Task details - Locate the lines that hold the string "TypeScript". Copy every such line.

Entries with page source code:
○ ○ ○
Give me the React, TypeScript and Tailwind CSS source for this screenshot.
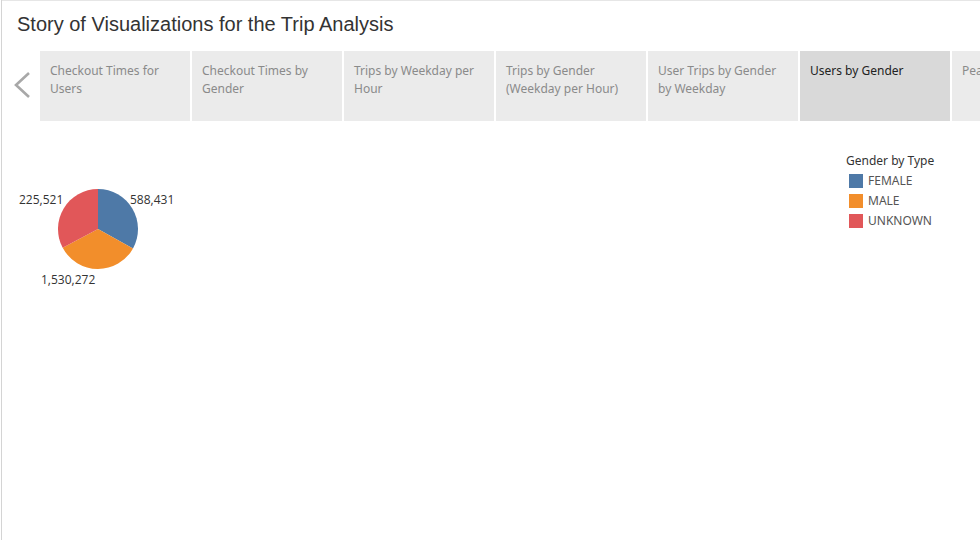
const tabs = [
  'Checkout Times for Users',
  'Checkout Times by Gender',
  'Trips by Weekday per Hour',
  'Trips by Gender (Weekday per Hour)',
  'User Trips by Gender by Weekday',
  'Users by Gender',
  'Peak Hours',
]

const legend = [
  { label: 'FEMALE', color: 'bg-[#4e79a7]' },
  { label: 'MALE', color: 'bg-[#f28e2b]' },
  { label: 'UNKNOWN', color: 'bg-[#e15759]' },
]

// pie slice path, angles in degrees clockwise from 12 o'clock
const slice = (a0: number, a1: number, r = 40) => {
  const p = (a: number) => {
    const rad = (a * Math.PI) / 180
    return `${(r + r * Math.sin(rad)).toFixed(2)} ${(r - r * Math.cos(rad)).toFixed(2)}`
  }
  const large = a1 - a0 > 180 ? 1 : 0
  return `M ${r} ${r} L ${p(a0)} A ${r} ${r} 0 ${large} 1 ${p(a1)} Z`
}

export default function App() {
  return (
    <div className="w-[980px] h-[540px] bg-white overflow-hidden flex">
      {/* left frame edge */}
      <div className="w-[2px] shrink-0 h-full border-r border-[#d4d4d4]" />
      <div className="flex-1 min-w-0 flex flex-col border-t border-[#e6e6e6]">
        {/* Title */}
        <div className="h-[50px] pl-[15px] pt-[10px]">
          <h1 className="text-[20px] leading-[26px] text-[#333] font-['Liberation_Sans',Arial,sans-serif]">
            Story of Visualizations for the Trip Analysis
          </h1>
        </div>

        {/* Story points */}
        <div className="flex h-[70px] overflow-hidden font-['Noto_Sans','Open_Sans',sans-serif]">
          <div className="w-[38px] shrink-0 flex items-center">
            <svg className="ml-[11px] mb-[2px]" width="18" height="28" viewBox="0 0 18 28">
              <polyline points="16,2 3,14 16,26" fill="none" stroke="#a8a8a8" strokeWidth="2.6" />
            </svg>
          </div>
          <div className="flex gap-[2px]">
            {tabs.map((t, i) => (
              <div
                key={t}
                className={`w-[150px] shrink-0 px-[10px] pt-[11px] text-[12px] leading-[18px] ${
                  i === 5 ? 'bg-[#d9d9d9] text-[#222]' : 'bg-[#ebebeb] text-[#8a8a8a]'
                }`}
              >
                {t}
              </div>
            ))}
          </div>
        </div>

        {/* Viz */}
        <div className="flex-1 flex justify-between font-['Open_Sans','Noto_Sans',sans-serif]">
          <div className="relative w-[200px] h-[180px]">
            <svg className="absolute left-[56px] top-[68px]" width="80" height="80" viewBox="0 0 80 80">
              <path d={slice(0, 119)} fill="#4e79a7" />
              <path d={slice(119, 242)} fill="#f28e2b" />
              <path d={slice(242, 360)} fill="#e15759" />
            </svg>
            <span className="absolute left-[17px] top-[71px] text-[12px] leading-[16px] text-[#333]">225,521</span>
            <span className="absolute left-[128px] top-[71px] text-[12px] leading-[16px] text-[#333]">588,431</span>
            <span className="absolute left-[39px] top-[151px] text-[12px] leading-[16px] text-[#333]">1,530,272</span>
          </div>

          <div className="w-[134px] pt-[32px] font-['Noto_Sans','Open_Sans',sans-serif]">
            <div className="text-[12px] leading-[16px] text-[#333] mb-[5px]">Gender by Type</div>
            <div className="flex flex-col gap-[6px] pl-[3px]">
              {legend.map((l) => (
                <div key={l.label} className="flex items-center gap-[5px]">
                  <span className={`w-[14px] h-[14px] ${l.color}`} />
                  <span className="text-[12px] leading-[14px] text-[#555]">{l.label}</span>
                </div>
              ))}
            </div>
          </div>
        </div>
      </div>
    </div>
  )
}
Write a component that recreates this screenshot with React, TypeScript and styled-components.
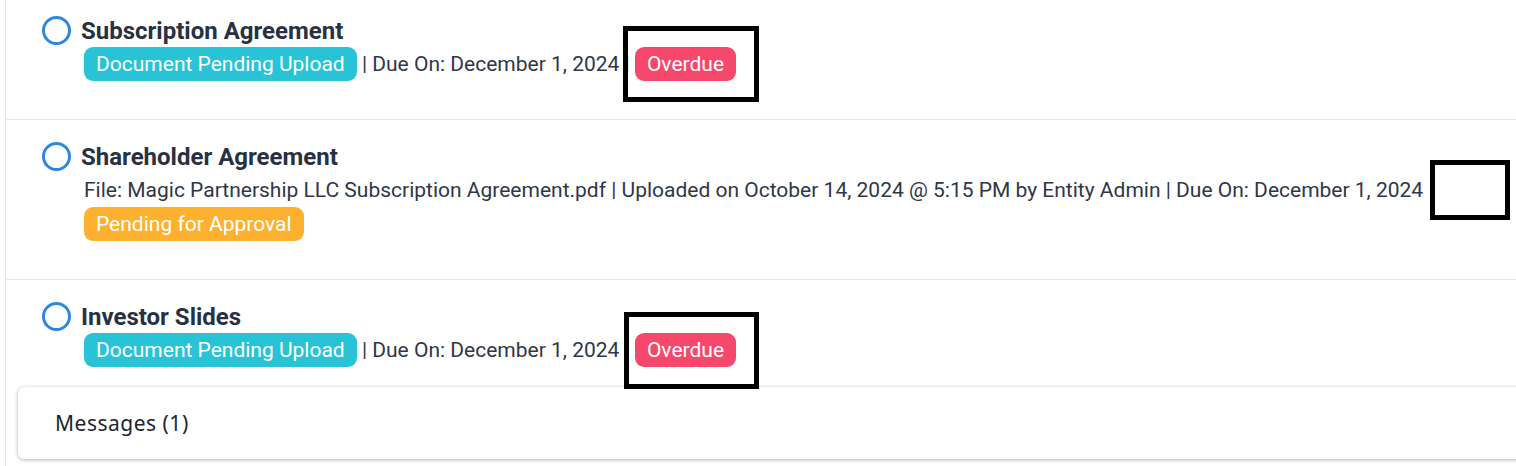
○ ○ ○
Solution for this exercise -
Give me the React, TypeScript and Tailwind CSS source for this screenshot.
Write a component that recreates this screenshot with React, TypeScript and styled-components.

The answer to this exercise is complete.